Monday, April 22, 2013

Charting Gold

A clip from a Getting Technical letter - Interim Update April 14, 2013 GT1400 an analysis of the recent collapse in the price of gold

“The good news - These torpedo-like moves tend to occur at the end of a bear and never at the beginning of a bear” (and) “The shorter term intermediate study - both gold and silver have built long and complicated 5-wave corrective triangles (and) the price magnitude of the 5th and last selling wave is not predictable but will end quickly and provide opportunity for investors to add to their portfolio weight. The support levels are likely the hold and introduce the continuation of the longer term advance.”

Note the updated chart on CME gold – we see a large descending triangle which is a bearish reversal pattern. There is a completed 5-wave count imbedded in a typical A-B-C type correction. From the price peak we zigzag down to (A) then zigzag up to (B) and then the collapse down to the final killer wave at (C).

As a rule the big collapse at (C) such we saw last week in gold will usually occur at the end of a corrective period and rarely at the beginning of a corrective period. 

Monday, April 15, 2013

The Stampede out of gold

This is a clip from a Getting Technical Interim Update April 14, 2003 #GT1400

See chart - The shorter term intermediate study - Both gold and silver have built long and complicated 5-wave corrective triangles. The price magnitude of the 5th and last selling wave is not predictable but will end quickly and provide opportunity for investors to add to their portfolio weight The support levels are likely the hold and introduce the continuation of the longer term advance.

These torpedo-like moves tend to occur at the end of a bear and never at the beginning of a bear.

Chart 2 – thanks to the CME a 15-min inter day at 3pm of May silver – note the triple bottom – which displays some small support in here

Thursday, April 11, 2013

How we love to hate Barrick

This is a clip from today’s Globe Report on Business

“Barrick’s woes in Chile deepen as Pascua Lama is suspended” and “Barrick has endured one of the most tumultuous years in its 30-year history, beginning with the sudden replacement of its chief executive officer in mid-2012, the subsequent cost overrun at Pascua-Lama and a $3.8-billion writedown on a high-priced copper acquisition. As an industry, mining is facing the worst cost increases in decades”
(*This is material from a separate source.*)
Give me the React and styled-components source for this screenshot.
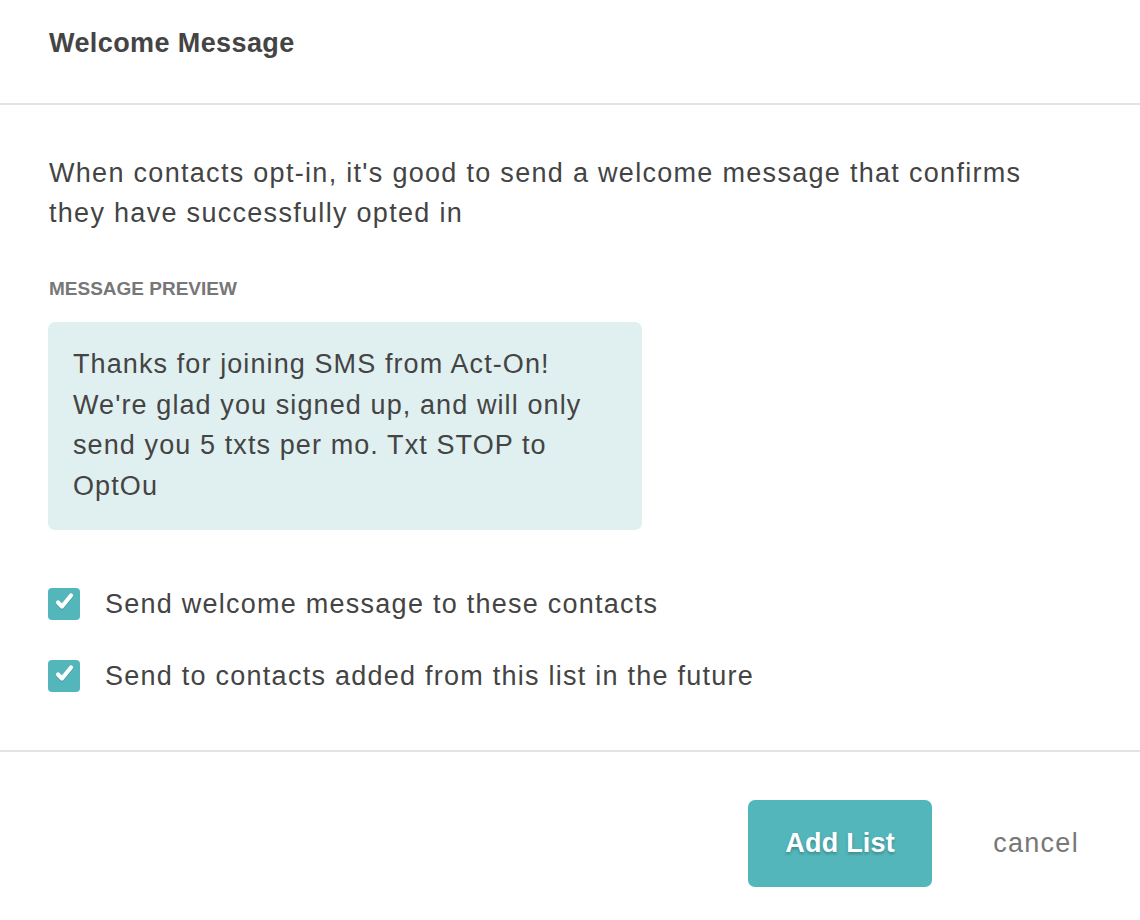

In response to the news Canadian and U.S. investors pounded the stock down roughly 8.4% to close at $24.46 yesterday.

This Barrick fiasco could be a setup for a great contrarian play. I can’t imagine any advisor having the guts to call a client and table arguments as to why Barrick should be bought today. My experience has been that when a client is easily sold on an investment, it is too late. It is the hard sells that pay off in the long run. For example if a year ago your advisor called and told you to by Air Canada or Westjet you may have moved your account to another advisor

By the way I note that Barrick has a dividend yield of 3% and a payout ratio of under 20%, one of the lowest of all the CDN large caps

Tuesday, April 9, 2013

Gold Stocks, is the selling over?

This is a clip from my Getting Technical Market Letter:

Interim Update April 8, 2013 GT1399

Gold vs. the Gold Producers: There is a possible bullish divergence setup between the price of gold (bullion) and the price of the large cap gold producers

A word on capitulation:

Emotional investors finally give up on a losing investment by selling at any price in an effort to get out of the market. This is usually accompanied by extremely high volume and sharp declines. It usually is indicated by panic selling.” According to Investopedia, the term is a derived from a military term which refers to surrender.
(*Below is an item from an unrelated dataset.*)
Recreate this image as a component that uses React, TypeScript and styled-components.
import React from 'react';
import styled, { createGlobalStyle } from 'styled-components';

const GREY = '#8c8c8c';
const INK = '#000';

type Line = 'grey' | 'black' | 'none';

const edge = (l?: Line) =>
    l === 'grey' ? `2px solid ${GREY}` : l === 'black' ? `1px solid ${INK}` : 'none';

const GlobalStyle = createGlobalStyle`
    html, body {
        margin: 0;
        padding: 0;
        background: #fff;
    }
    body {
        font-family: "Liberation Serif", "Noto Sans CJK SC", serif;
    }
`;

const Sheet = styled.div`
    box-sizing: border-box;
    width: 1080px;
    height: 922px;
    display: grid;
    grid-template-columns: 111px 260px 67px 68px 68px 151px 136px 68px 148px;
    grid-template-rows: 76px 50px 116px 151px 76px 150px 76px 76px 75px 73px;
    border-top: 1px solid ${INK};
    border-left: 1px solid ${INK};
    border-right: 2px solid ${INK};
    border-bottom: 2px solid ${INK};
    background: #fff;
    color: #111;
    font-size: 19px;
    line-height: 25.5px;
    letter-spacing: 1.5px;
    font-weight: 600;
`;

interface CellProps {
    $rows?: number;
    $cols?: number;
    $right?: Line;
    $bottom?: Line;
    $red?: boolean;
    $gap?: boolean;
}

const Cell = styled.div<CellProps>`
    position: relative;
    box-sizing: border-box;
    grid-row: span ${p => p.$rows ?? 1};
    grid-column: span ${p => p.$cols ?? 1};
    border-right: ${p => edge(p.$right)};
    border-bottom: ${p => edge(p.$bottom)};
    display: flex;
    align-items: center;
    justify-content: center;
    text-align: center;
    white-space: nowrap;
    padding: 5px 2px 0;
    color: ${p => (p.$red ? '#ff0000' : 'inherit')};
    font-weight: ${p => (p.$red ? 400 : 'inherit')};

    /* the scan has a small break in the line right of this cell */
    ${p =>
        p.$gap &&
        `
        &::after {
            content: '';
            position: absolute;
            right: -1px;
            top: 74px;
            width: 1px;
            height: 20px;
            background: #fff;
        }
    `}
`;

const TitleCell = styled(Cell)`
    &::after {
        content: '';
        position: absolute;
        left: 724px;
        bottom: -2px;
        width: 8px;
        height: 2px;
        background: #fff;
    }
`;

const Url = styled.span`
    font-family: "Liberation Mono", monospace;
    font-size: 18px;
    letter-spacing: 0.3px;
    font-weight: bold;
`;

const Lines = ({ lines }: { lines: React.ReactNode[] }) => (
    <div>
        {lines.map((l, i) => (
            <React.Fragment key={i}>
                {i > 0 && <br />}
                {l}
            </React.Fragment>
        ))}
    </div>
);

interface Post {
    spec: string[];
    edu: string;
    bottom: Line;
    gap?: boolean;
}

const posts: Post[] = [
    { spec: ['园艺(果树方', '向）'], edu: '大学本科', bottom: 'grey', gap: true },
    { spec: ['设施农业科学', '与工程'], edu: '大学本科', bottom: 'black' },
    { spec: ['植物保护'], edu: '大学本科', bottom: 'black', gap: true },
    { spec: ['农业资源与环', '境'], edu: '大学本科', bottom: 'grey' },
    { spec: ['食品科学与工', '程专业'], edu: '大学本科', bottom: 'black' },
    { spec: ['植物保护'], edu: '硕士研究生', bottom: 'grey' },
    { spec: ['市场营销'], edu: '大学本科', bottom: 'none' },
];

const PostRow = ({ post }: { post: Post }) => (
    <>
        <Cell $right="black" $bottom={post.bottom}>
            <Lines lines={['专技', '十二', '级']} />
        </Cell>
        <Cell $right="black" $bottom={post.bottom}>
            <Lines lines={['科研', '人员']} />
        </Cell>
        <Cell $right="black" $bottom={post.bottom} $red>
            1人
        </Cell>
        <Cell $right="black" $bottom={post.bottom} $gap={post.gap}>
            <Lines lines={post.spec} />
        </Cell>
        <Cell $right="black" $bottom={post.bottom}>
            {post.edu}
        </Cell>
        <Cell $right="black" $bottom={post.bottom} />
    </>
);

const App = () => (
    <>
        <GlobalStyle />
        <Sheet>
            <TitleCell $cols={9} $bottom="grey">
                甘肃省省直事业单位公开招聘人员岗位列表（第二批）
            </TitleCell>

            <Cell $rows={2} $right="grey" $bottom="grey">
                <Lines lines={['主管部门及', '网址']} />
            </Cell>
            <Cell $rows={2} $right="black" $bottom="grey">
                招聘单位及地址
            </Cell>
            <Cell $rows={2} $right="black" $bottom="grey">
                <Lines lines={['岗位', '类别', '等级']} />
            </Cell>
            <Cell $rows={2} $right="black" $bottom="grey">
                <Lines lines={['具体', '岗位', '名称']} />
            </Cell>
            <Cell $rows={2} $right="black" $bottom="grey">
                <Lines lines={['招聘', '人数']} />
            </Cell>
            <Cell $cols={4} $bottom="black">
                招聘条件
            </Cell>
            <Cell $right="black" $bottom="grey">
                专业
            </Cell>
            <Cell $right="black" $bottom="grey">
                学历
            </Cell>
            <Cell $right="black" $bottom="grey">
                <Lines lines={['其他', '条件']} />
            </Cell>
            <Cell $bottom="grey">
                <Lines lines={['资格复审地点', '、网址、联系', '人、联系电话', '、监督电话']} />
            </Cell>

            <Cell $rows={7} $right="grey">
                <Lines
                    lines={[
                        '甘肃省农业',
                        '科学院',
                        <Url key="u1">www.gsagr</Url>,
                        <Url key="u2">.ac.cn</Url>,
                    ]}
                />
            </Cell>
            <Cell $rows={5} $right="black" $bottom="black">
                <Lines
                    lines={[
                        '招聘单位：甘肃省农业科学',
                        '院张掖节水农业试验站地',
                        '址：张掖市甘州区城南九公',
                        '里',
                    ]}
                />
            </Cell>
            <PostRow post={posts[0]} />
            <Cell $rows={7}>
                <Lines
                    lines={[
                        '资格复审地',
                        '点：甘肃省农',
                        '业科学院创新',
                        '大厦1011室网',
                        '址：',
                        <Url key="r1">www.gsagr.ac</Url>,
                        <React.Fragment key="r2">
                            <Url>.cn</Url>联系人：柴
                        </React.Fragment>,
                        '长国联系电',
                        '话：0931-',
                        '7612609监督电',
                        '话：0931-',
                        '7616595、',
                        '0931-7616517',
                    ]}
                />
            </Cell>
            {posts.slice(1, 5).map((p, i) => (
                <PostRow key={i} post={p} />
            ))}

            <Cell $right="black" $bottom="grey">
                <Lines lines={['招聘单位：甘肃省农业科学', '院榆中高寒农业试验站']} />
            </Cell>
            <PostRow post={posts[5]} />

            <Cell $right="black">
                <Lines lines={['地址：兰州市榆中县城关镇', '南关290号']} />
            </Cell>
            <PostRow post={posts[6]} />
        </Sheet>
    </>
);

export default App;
The Market Vectors Junior Gold Miners ETF (GDXJ) $15.26 appears to have experienced investor capitulation in early March. Note the low price and the high volume and the subsequent rebound of the money flow lines. Note the recent lower low and recovery accompanied by much higher money flow lines

Wednesday, April 3, 2013

A pending bull trap

According to the team at S&P Dow Jones Indices Communications at the close of April 2, 2013 Dow Jones Industrial Average closed at 14662.01, up 89.16 points, or 0.61% and was a new record close. The Dow was also up fourteen of the past twenty trading days. Yesterday the top five contributors to The Dow's movement and their point contribution: UNH (21.27), IBM (15.21), HD (10.37), PG (9.68), MCD (9.29).

The Dow was up 123.95% from its 12-year closing low of 6547.05 on March 9, 2009 and up 11.08% from 52 weeks and year-to-date up 11.89%.

Very impressive but what is not impressive is the failure of the Dow Transports, the SOX semiconductor index, the Market Vectors Semiconductor ETF (SMH) and the Russell 2000 small cap index to confirm the Dow’s record performance. This non-confirmation is typical of an aging bull market. The upper candlestick plot displays a bearish trend break of the SMH and as us old timers know – when the semiconductors sneeze – the market gets pneumonia.

Tuesday, April 2, 2013

Orbite – Go Up or Blow up:

According to Orbite Aluminae Inc. (ORT) they are a Canadian company whose innovative and proprietary processes can produce alumina and other high-value by-products, such as rare earth and rare metal oxides, at one of the lowest costs in the industry, without generating any wastes, using feedstocks that include aluminous clay, kaolin, nepheline, bauxite, red mud and fly ash.

According to Alice Tsang , Portfolio Manager, Marquest Asset Management and I quote ”Very exciting that they have commenced production. Watching the stock very closely but would want to see if they can have offtake contracts or some kind of marketing agreement put together. Stock has acted very well on the announcements. If it breaks out from these levels, it will probably be based on some very positive catalysts, and the stock will be a Buy.”

According to the technicals – investors have been fleeing the stock for over a year in spite of all the bullish press releases. On a daily chart the money flow numbers are plunging – so don’t even think of bottom fishing.